I made sure everything I used was 100% safe for my chameleon. It is all painted in laytex paint and I sealed it off with acrylic fortifier. The fortifier is harmful when you first apply it and you have to wear gloves. But after it dries, it makes everything like it was plastic. It gives it a water tight clear coat that you won't even be able to tell it was there. I made sure it dried out for two weeks before introducing my lizard to the cage.


----------



## Marc10edora

I've been researching how to sculpt some stuff for a fish tank too. I think because of the salt water, you would have to use some heavy duty materials or the salt water will tear it up. Someone else recommended using epoxy putty to sculpt stuff for tanks. Here is another link that I'm reasearching. It is of a company that sells different epoxy putties and materials to sculpt zoo exhibits. But I'm not sure how well it stands up to a salt water tank. http://www.polygem.com/zoo/zoopoxy.php


----------



## joeyboy

I actually found a kind of cement I believe it was (almost positive, maybe a concrete) that was used by a large aquarium, so I sourced it out and used that. I used saltwater safe plastic piping, and had to cure the thing forever before it stopped spiking ph levels.

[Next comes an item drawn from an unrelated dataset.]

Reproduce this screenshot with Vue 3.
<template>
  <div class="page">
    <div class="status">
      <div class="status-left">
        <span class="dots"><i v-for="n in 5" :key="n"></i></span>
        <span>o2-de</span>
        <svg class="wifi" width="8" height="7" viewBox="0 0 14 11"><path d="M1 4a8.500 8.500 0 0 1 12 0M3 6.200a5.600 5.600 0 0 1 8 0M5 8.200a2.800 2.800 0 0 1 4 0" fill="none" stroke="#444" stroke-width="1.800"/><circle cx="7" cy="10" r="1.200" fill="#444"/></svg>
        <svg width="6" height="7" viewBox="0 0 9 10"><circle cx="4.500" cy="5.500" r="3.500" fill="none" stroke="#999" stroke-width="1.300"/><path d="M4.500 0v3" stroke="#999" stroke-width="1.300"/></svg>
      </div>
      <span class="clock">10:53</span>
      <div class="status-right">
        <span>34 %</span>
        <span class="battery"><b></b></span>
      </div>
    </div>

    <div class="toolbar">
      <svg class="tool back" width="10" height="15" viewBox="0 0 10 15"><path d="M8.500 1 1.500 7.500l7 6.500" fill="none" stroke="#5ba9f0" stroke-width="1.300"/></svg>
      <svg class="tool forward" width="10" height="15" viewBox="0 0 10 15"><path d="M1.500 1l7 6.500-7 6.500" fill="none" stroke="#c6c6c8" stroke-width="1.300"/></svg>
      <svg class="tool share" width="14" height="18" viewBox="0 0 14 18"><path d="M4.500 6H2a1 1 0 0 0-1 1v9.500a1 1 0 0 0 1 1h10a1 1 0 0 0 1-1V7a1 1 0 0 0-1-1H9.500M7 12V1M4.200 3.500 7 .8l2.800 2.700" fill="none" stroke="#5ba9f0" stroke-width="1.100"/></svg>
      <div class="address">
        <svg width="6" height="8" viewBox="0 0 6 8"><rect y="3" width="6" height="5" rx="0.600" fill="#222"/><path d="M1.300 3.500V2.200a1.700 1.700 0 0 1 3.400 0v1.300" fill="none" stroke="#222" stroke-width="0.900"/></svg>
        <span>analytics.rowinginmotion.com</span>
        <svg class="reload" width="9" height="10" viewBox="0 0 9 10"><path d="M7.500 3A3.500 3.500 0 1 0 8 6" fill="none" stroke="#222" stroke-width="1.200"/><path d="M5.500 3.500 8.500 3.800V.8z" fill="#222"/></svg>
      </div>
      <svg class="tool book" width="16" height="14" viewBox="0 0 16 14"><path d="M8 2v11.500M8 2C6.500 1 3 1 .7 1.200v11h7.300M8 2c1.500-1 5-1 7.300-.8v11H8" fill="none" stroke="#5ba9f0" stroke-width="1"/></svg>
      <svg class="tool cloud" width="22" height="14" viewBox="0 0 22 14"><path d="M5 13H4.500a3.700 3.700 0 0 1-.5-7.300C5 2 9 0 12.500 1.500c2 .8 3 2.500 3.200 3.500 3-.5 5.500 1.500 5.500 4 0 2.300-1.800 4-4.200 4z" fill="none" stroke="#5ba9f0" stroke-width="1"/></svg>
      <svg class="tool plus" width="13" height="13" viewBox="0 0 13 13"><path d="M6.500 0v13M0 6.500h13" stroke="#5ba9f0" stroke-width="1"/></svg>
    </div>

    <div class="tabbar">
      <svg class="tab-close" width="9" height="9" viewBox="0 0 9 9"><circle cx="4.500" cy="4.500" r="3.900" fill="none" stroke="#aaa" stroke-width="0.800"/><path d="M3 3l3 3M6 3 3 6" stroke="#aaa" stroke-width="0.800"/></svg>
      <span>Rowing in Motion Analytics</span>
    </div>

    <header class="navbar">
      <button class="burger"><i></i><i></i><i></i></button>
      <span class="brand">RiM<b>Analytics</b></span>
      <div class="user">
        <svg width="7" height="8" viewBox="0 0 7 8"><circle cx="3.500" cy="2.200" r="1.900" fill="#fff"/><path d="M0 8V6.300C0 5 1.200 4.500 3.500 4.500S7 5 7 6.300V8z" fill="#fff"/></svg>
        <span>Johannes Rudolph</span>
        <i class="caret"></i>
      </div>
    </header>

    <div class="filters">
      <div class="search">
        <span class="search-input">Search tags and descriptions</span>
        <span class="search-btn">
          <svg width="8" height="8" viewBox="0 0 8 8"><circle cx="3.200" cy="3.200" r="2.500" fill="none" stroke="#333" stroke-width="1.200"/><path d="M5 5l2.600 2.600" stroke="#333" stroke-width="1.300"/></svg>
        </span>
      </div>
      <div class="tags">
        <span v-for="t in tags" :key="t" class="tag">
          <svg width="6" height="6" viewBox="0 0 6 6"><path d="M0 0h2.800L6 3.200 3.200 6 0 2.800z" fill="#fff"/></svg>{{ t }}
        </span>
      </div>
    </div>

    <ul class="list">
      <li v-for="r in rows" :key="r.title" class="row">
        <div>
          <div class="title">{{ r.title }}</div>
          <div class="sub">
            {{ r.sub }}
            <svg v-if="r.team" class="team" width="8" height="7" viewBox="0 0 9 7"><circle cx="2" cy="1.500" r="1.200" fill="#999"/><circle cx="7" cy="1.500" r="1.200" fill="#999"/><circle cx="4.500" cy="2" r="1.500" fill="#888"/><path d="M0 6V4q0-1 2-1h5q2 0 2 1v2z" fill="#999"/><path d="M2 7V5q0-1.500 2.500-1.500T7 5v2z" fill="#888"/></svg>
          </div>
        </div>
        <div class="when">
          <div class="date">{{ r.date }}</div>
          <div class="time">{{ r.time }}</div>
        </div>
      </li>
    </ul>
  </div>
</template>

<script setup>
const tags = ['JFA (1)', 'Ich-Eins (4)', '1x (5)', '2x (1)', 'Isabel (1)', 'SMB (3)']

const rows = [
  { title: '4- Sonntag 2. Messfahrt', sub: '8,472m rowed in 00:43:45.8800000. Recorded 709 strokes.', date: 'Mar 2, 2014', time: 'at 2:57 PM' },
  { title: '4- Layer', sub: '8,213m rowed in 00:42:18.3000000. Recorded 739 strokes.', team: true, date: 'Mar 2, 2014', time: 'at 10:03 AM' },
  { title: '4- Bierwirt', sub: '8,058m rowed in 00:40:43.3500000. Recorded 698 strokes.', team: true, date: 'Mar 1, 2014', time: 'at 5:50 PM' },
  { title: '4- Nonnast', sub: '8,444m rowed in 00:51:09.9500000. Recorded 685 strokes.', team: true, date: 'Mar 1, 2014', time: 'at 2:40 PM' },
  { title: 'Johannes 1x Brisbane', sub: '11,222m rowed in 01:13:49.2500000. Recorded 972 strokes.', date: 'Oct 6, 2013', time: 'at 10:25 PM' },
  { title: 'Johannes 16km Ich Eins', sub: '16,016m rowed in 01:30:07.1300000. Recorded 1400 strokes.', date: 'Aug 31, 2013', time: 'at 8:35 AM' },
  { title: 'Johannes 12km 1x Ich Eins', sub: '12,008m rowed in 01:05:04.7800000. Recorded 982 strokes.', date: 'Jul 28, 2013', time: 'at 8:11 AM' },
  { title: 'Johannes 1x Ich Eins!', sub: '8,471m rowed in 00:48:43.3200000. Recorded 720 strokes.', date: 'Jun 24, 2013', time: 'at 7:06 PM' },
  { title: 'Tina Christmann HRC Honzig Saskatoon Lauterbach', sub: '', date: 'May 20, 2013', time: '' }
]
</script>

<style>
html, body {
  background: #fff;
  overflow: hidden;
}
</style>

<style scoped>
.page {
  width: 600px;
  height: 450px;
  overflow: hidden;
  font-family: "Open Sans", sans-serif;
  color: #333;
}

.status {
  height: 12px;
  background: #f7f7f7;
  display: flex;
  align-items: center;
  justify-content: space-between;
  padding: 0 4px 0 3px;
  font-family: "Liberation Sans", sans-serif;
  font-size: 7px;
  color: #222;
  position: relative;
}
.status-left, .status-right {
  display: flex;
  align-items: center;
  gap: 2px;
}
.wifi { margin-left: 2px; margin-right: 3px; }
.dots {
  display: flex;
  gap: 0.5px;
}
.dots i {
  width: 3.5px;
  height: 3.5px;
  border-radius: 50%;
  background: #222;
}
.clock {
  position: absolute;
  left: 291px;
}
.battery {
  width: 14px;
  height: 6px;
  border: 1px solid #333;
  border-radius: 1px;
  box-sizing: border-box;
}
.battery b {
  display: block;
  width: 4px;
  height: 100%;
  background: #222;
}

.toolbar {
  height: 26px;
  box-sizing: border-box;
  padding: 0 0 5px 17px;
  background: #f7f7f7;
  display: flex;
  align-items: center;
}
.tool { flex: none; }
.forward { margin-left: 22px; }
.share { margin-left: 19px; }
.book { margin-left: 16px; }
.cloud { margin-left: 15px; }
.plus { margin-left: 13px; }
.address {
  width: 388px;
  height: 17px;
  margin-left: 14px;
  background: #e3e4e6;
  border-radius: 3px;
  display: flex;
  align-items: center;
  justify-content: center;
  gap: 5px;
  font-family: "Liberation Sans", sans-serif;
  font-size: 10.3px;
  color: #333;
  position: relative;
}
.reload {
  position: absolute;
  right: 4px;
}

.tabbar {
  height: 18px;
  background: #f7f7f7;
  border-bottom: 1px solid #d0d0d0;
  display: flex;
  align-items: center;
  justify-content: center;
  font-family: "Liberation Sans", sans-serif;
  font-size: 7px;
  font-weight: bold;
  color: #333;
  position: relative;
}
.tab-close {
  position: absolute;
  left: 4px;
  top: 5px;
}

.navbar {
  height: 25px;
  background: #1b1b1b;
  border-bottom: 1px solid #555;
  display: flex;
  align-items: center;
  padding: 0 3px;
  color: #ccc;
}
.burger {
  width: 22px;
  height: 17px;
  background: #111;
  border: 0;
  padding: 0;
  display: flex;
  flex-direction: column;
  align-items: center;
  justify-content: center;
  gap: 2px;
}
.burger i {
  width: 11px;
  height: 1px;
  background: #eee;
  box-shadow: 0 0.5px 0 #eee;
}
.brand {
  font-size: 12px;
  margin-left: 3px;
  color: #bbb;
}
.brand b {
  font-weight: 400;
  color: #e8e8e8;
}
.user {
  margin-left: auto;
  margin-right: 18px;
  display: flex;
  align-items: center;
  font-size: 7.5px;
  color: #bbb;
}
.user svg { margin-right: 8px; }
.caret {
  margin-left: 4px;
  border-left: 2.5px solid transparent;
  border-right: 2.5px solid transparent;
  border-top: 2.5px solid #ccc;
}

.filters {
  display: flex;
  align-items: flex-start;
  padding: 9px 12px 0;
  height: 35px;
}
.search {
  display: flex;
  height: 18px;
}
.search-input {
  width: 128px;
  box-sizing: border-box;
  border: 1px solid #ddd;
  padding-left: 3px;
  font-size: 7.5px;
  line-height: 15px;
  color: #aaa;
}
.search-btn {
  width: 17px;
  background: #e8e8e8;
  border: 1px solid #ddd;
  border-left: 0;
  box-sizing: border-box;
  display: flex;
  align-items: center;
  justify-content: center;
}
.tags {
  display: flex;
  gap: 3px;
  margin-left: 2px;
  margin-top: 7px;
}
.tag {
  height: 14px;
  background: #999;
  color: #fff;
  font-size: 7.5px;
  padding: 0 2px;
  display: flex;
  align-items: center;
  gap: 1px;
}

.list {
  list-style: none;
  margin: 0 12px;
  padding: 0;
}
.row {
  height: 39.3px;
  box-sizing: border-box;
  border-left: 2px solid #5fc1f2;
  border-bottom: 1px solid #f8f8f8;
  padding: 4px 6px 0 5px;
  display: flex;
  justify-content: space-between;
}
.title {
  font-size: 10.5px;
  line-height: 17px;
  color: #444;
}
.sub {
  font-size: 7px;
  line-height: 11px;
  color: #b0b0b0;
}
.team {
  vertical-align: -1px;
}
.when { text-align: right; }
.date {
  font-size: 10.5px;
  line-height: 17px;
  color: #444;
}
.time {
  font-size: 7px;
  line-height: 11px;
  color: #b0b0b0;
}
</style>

Here's what it looked like. There's actually 2 sculptures i made in there, one is a bunch of tufa rocks joined together, the larger triangle one is the one I made with cement / plastic pipes.


----------



## Marc10edora

Looks very nice. Where's the fish?


----------



## joeyboy

I'm not sure if he ('killer', my 2.5' purple mouth moray) was in the tank in that shot, but the way they curl up/hide behind stuff I wouldn't be surprised if he is. Here he is, and some other species I had in that tank (after killer got bigger. He was supposedly full grown when I got him, and was a mis-labled species. His true species is very rare (nothing special about that, as there's tons of rare species of eels that pop up in stores), so it took a while for me to finally ID him when I realized that he was getting bigger. The store let me swap him since they sold him to me as a different name/told me he was full grown. The next inhabitants were a clown triggerfish and clownfish. (I knew they weren't compatible, unfortunately I never got to see the clown trigger mature enough to get vicious and kill the clownfish. The tank was sold before I moved cross country.)


----------



## joeyboy

this is another tank I had before I moved, this one was totally not worth keeping though. It's a mini/nano/pico/etc tank (whatever buzz word they're currently going by haha). It was about half a gallon, it was so gorgeous. Corals, 1 tiny fish, plants, 3 phase lighting (daylight, dusk (which was awesome blue actinics), and moonlight). Everything was all custom rigged up, the filtration, lighting, and the shell, which I made from a sheet of rigid aluminum. Thing was sooo pretty, but was insanely hard to keep stable due to the minimal water volume. Evaporation was controlled by an IV drip unit, it was a real pita. Literally half an hour a day needed on that tank, just wasn't worth the time. I would only need to spend that much time a week on killer's tank, and the waste levels in there were a million times higher.


----------



## CrabBucket

*tank*

Awesme. Totally, awesome. I made a couple fishtanks, but i just slapped them together with silicone. Your tank looks really well done.


----------



## joeyboy

Thanks a lot!

I'm pretty obsessed with fish, but I just moved from MA to FL, and have no current tank. I've made a deal with myself that I won't get another tank til I can comfortably afford my dream fish (Green moray eel - they get about 6' though, so tanks need to be over 1,000 gallons for them to be comfortable. That'll be thousands, so in a few years hopefully I'll be in the fish game again!)


What kinds of fish do you keep?


----------



## ciera

Very nice. I've been thinking about doing something like this in my turtle's tank. I was thinking to make some small caves for her food to hide in; hopefully the fish will last longer that way. I was also thinking about building in some places to put plants.

How slick is it when finished? Will moss adhere to it?


----------



## shopjulius

*thats great you are correct*

what you said is what you mean


----------



## gma2rjc

Have you started any new fish tanks since then, Joeyboy?


----------